The standard scenario we worked on went as follows (with some variations, but this is the general one):
1) Send a series of precursor missions to Mars to scout out the terrain, do some pre-landing science. These would be landers, mappers, orbiters, and sample-return missions.
2) Get to Earth orbit and build staging stations that would serve as construction yards for the trans-Mars spacecraft.
3) At the same time, return to the Moon and mine raw materials to build the craft (after first discerning whether or not those raw materials existed in abundance).
4) Build the things, while at the same time training the crews for the trip. The trip was a multi-year plan, based on getting to Mars at orbitally reasonable times, spending at least 180 days on the surface doing science and exploring, and then setting up for the next wave of explorers to land.
5) On Mars, there would be habitats, science stations, rovers, possibly some ultralite aircraft, and other infrastructure to maintain a modern science station.
Over the years I’ve seen part 1 happening pretty well. Some of the rovers are the grandchildren of the discussions we had in the early 1980s at the first CFM meetings. Part 2 is lagging, although we do have a space station that the world has been knocking together for a number of years now. The lessons learned there will be valuable no matter what else humans decide to build in Earth orbit. The actual scenarios may well vary widely from what we planned in the 1980s, but the basic framework remains the same: get to the Moon, then to Mars, in stages (when necessary).

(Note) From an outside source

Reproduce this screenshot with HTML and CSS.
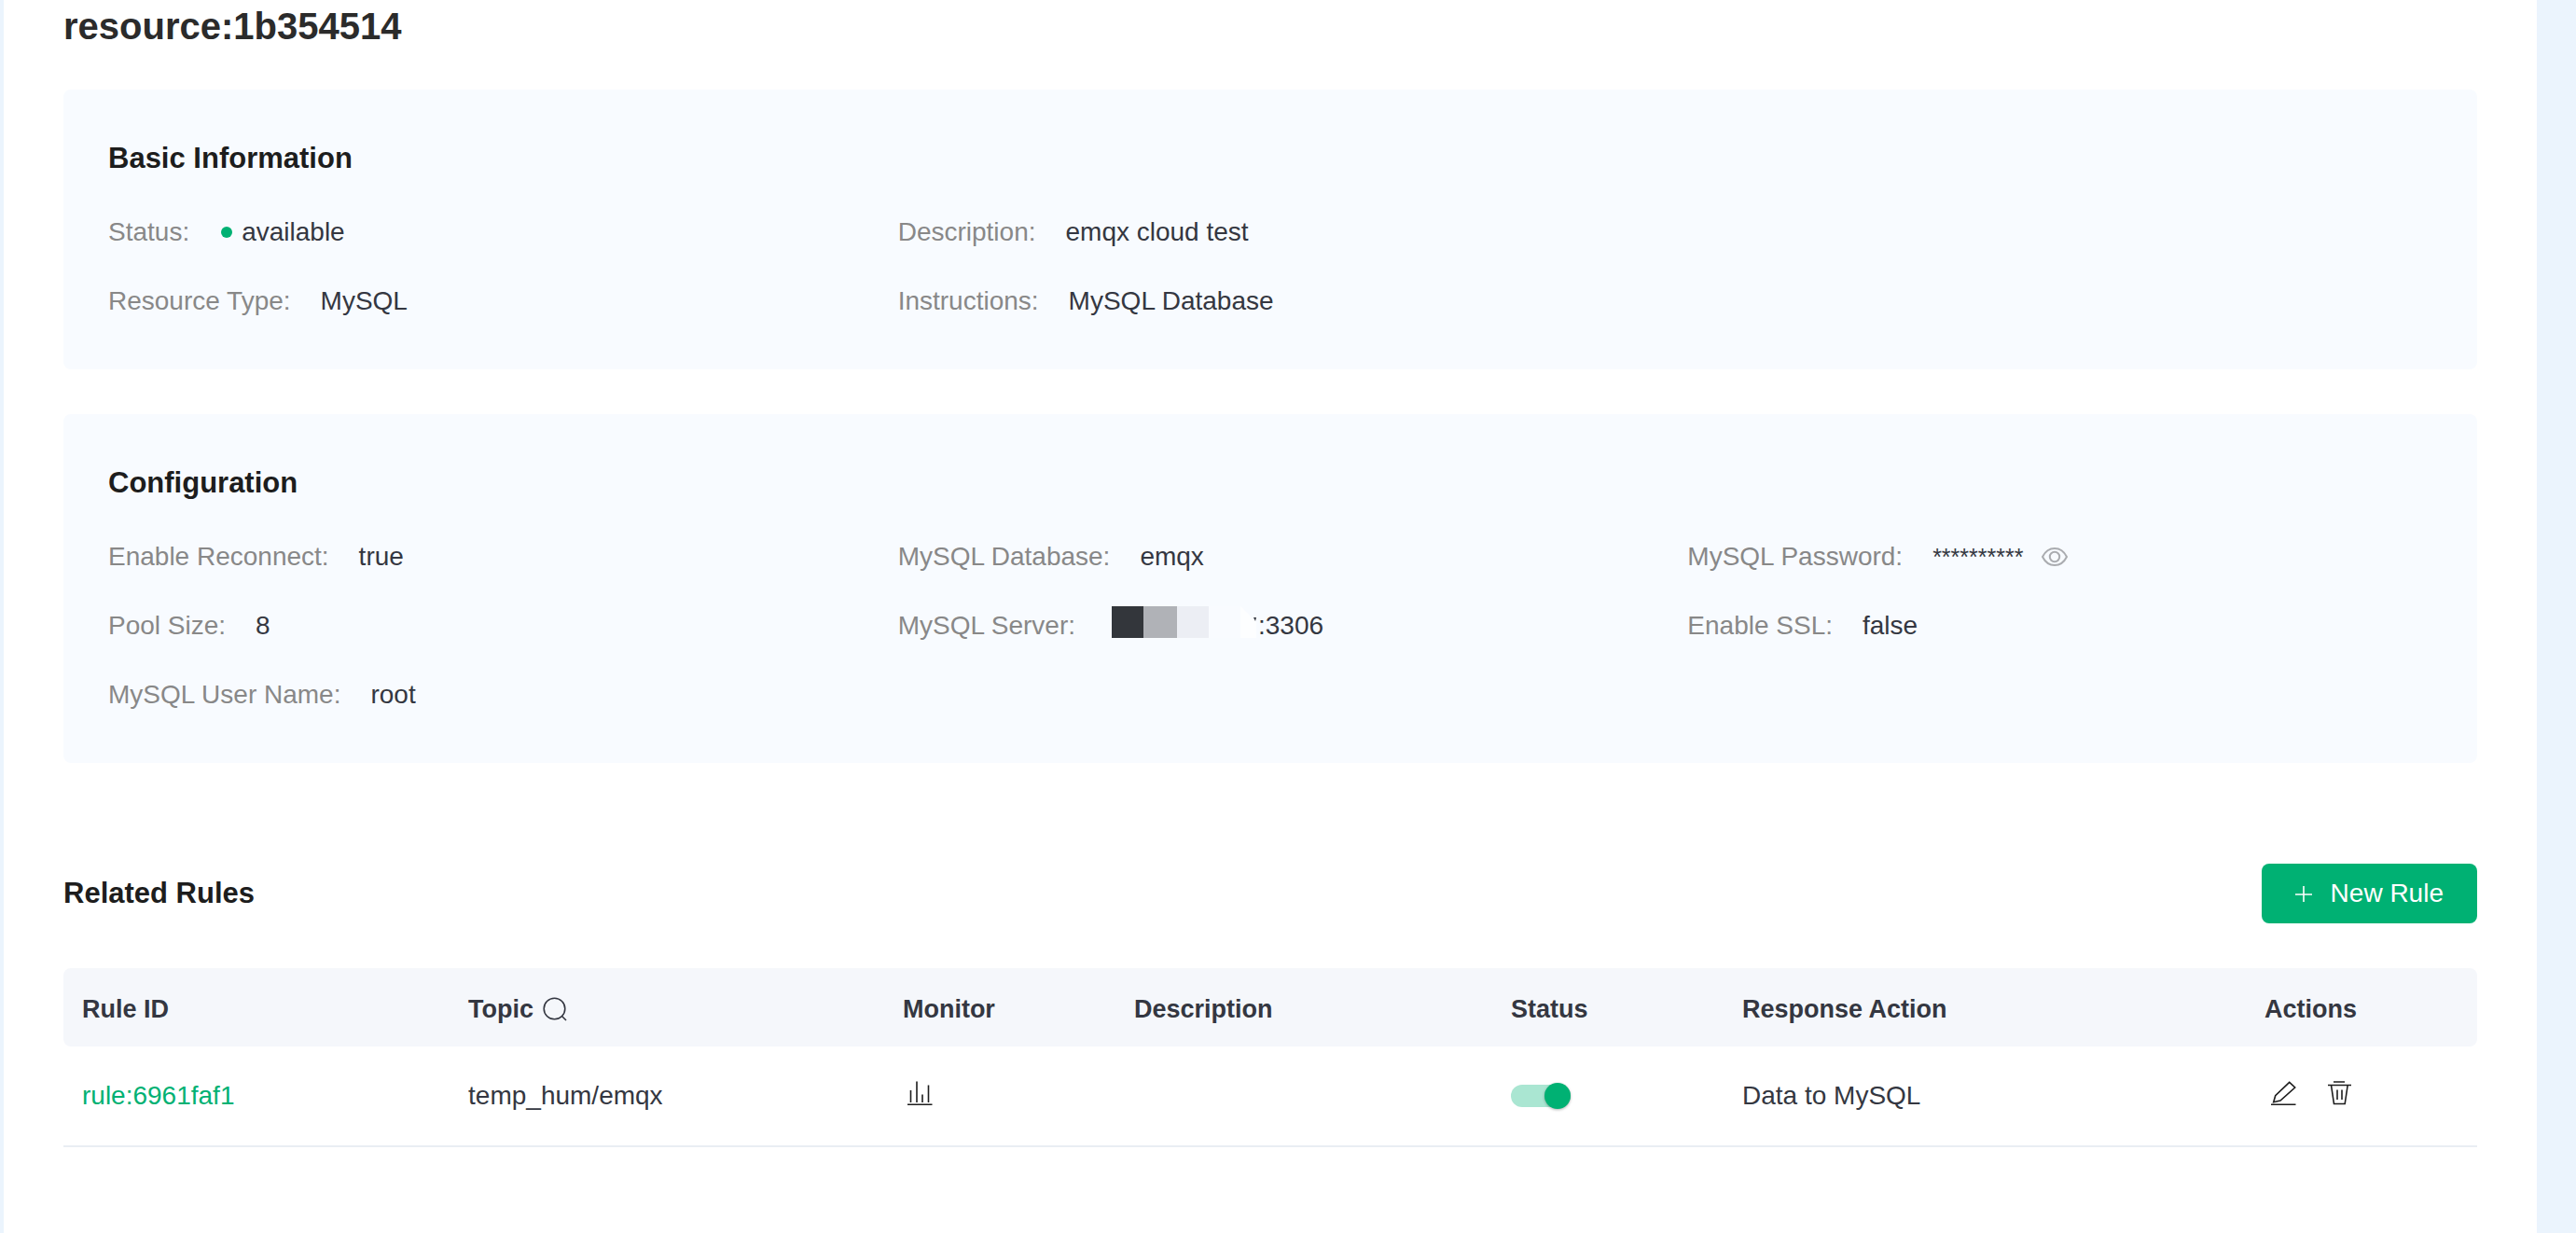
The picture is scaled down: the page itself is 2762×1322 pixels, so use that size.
FILE: index.html
```html
<!DOCTYPE html>
<html lang="en">
<head>
<meta charset="utf-8">
<title>resource:1b354514</title>
<link rel="stylesheet" href="styles.css">
</head>
<body>
<main class="page">
  <h1 class="page-title">resource:1b354514</h1>

  <section class="card">
    <h2 class="section-title">Basic Information</h2>
    <dl class="info-grid">
      <div class="info"><dt>Status:</dt><dd class="status"><span class="dot"></span>available</dd></div>
      <div class="info wide"><dt>Description:</dt><dd>emqx cloud test</dd></div>
      <div class="info"><dt>Resource Type:</dt><dd>MySQL</dd></div>
      <div class="info wide"><dt>Instructions:</dt><dd>MySQL Database</dd></div>
    </dl>
  </section>

  <section class="card">
    <h2 class="section-title">Configuration</h2>
    <dl class="info-grid">
      <div class="info"><dt>Enable Reconnect:</dt><dd>true</dd></div>
      <div class="info"><dt>MySQL Database:</dt><dd>emqx</dd></div>
      <div class="info"><dt>MySQL Password:</dt>
        <dd class="password"><span class="mask">**********</span>
          <button class="icon-button" type="button" aria-label="Show password">
            <svg class="eye" viewBox="0 0 28 28"><path d="M1 14C4 8 8.500 5 14 5s10 3 13 9c-3 6-7.500 9-13 9S4 20 1 14z"/><circle cx="14" cy="14" r="5.200"/></svg>
          </button>
        </dd>
      </div>
      <div class="info"><dt>Pool Size:</dt><dd>8</dd></div>
      <div class="info"><dt>MySQL Server:</dt>
        <dd class="server">
          <svg class="mosaic" viewBox="0 0 164 36" aria-hidden="true">
            <rect x="7" width="34" height="34" fill="#33363b"/>
            <rect x="41" width="36" height="34" fill="#b0b2b7"/>
            <rect x="77" width="34" height="34" fill="#eceef4"/>
            <rect x="111" width="34" height="34" fill="#f9fbff"/>
            <path d="M145 0l17 17v17h-17z" fill="#fdfeff"/>
            <path d="M159 12h3l-1 4z" fill="#33363f"/>
          </svg>:3306</dd>
      </div>
      <div class="info"><dt>Enable SSL:</dt><dd>false</dd></div>
      <div class="info"><dt>MySQL User Name:</dt><dd>root</dd></div>
    </dl>
  </section>

  <section class="rules">
    <header class="rules-head">
      <h2 class="section-title">Related Rules</h2>
      <button class="new-rule" type="button">
        <svg class="plus" viewBox="0 0 18 18" stroke-width="1.600"><path d="M9 1v17M0 10h18"/></svg>
        New Rule
      </button>
    </header>
    <table class="rules-table">
      <colgroup>
        <col class="col-id"><col class="col-topic"><col class="col-narrow"><col>
        <col class="col-narrow"><col class="col-action"><col class="col-narrow">
      </colgroup>
      <thead>
        <tr>
          <th scope="col">Rule ID</th>
          <th scope="col"><span class="topic">Topic
            <button class="icon-button" type="button" aria-label="Search topic">
              <svg class="search" viewBox="0 0 26 26" stroke-width="1.600"><circle cx="12.500" cy="12.500" r="11.300"/><path d="M20.500 20.500l4.500 4.500"/></svg>
            </button></span></th>
          <th scope="col">Monitor</th>
          <th scope="col">Description</th>
          <th scope="col">Status</th>
          <th scope="col">Response Action</th>
          <th scope="col">Actions</th>
        </tr>
      </thead>
      <tbody>
        <tr>
          <td><a class="rule-link" href="#">rule:6961faf1</a></td>
          <td>temp_hum/emqx</td>
          <td>
            <div class="actions">
              <button class="icon-button" type="button" aria-label="Monitor">
                <svg class="icon" viewBox="0 0 40 40" stroke-width="1.600"><path d="M8.500 17V30M15 7.500V30M21 21.500V30M27.500 11.500V30M5 32.300h26.500"/></svg>
              </button>
            </div>
          </td>
          <td></td>
          <td><input class="switch" type="checkbox" role="switch" aria-label="Rule enabled" checked></td>
          <td>Data to MySQL</td>
          <td>
            <div class="actions">
              <button class="icon-button" type="button" aria-label="Edit">
                <svg class="icon" viewBox="0 0 40 40" stroke-width="1.600"><path d="M26.700 8.300l6 5.700L17 28l-7.300 1.700 2-7zM7 32.300h26.500"/></svg>
              </button>
              <button class="icon-button" type="button" aria-label="Delete">
                <svg class="icon" viewBox="0 0 40 40" stroke-width="1.600"><path d="M14 8h12M8 11.500h25M11.500 11.500l3 20h11.700l3-20M18 16.500V27M23 16.500V27"/></svg>
              </button>
            </div>
          </td>
        </tr>
      </tbody>
    </table>
  </section>
</main>
</body>
</html>
```

FILE: styles.css
```css
* {
  box-sizing: border-box;
}

body {
  margin: 0;
  background: #ebf4fd;
  color: #343741;
  font: 28px/42px "Liberation Sans", Arial, sans-serif;
}

h1, h2, dl, dd {
  margin: 0;
}

button {
  padding: 0;
  border: 0;
  background: none;
  color: inherit;
  font: inherit;
  cursor: pointer;
}

svg {
  display: block;
  fill: none;
}

.page {
  min-height: 100vh;
  margin: 0 42px 0 4px;
  padding: 4px 64px 48px;
  background: #fff;
}

.page-title {
  margin-bottom: 44px;
  color: #2b2b2b;
  font-size: 40px;
  line-height: 48px;
}

.card {
  margin-bottom: 48px;
  padding: 48px 48px 52px;
  border-radius: 8px;
  background: #f8fbff;
}

.section-title {
  color: #1d1d1d;
  font-size: 31px;
  line-height: 52px;
}

.info-grid {
  display: grid;
  grid-template-columns: repeat(3, 1fr);
  gap: 32px 48px;
  margin-top: 32px;
}

.info {
  display: flex;
  gap: 32px;
}

.info.wide {
  grid-column: span 2;
}

.info dt {
  color: #888;
}

.status {
  display: flex;
  align-items: center;
  gap: 10px;
}

.dot {
  width: 12px;
  height: 12px;
  margin-left: 2px;
  border-radius: 50%;
  background: #00b173;
}

.password {
  display: flex;
  align-items: center;
  gap: 20px;
}

.mask {
  font-size: 25px;
}

.eye {
  width: 28px;
  height: 28px;
  stroke: #aaacb0;
  stroke-width: 2;
}

.server {
  display: flex;
  align-items: flex-start;
}

.mosaic {
  width: 164px;
  height: 36px;
}

.rules {
  margin-top: 108px;
}

.rules-head {
  display: flex;
  align-items: center;
  justify-content: space-between;
  margin-bottom: 48px;
}

.new-rule {
  display: flex;
  align-items: center;
  gap: 20px;
  height: 64px;
  padding: 0 36px;
  border-radius: 8px;
  background: #00b173;
  color: #fff;
}

.plus {
  width: 18px;
  height: 18px;
  stroke: #fff;
}

.rules-table {
  width: 100%;
  border-collapse: separate;
  border-spacing: 0;
  table-layout: fixed;
}

.col-id {
  width: 16%;
}

.col-topic {
  width: 18%;
}

.col-narrow {
  width: 248px;
}

.col-action {
  width: 560px;
}

.rules-table th {
  padding: 23px 20px 19px;
  background: #f5f7fb;
  font-size: 27px;
  text-align: left;
}

.rules-table th:first-child {
  border-radius: 8px 0 0 8px;
}

.rules-table th:last-child {
  border-radius: 0 8px 8px 0;
}

.rules-table td {
  height: 108px;
  padding: 0 20px;
  border-bottom: 2px solid #e9eef3;
  vertical-align: middle;
}

.topic {
  display: flex;
  align-items: center;
  gap: 10px;
}

.search {
  width: 26px;
  height: 26px;
  stroke: #343741;
}

.rule-link {
  color: #00b173;
  text-decoration: none;
}

.actions {
  display: flex;
  gap: 20px;
  padding-bottom: 6px;
}

.icon {
  width: 40px;
  height: 40px;
  stroke: #1d1d1d;
}

.switch {
  display: flex;
  align-items: center;
  width: 64px;
  height: 24px;
  margin: 0;
  border-radius: 12px;
  background: #aae6d2;
  appearance: none;
  cursor: pointer;
}

.switch::before {
  flex: none;
  width: 28px;
  height: 28px;
  border-radius: 50%;
  background: #00b173;
  box-shadow: 0 1px 3px rgba(0, 0, 0, 0.3);
  content: "";
}

.switch:checked {
  justify-content: flex-end;
}
```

Part 3, the getting to the Moon part, is now of a piece with NASA’s ‘return to the Moon’ effort. Last week NASA announced the selection of proposals for science experiments to be performed on the Moon, whenever it is that explorers return there. There’s a lot of science to be done. The first human missions to the Moon were short and limited to sample returns and a few experiments. They went well and whetted an entire generation’s taste for exploration. Despite a few decades of inactivity, I don’t think people have lost that taste. What we need now is a bit more bold exploration and a lot of public support for these first steps back out to space, and eventually to Mars. I’ve always been a Mars exploration kinda person. We’ve got a long way to go, and a lot of “next steps” to take before it’s a reality.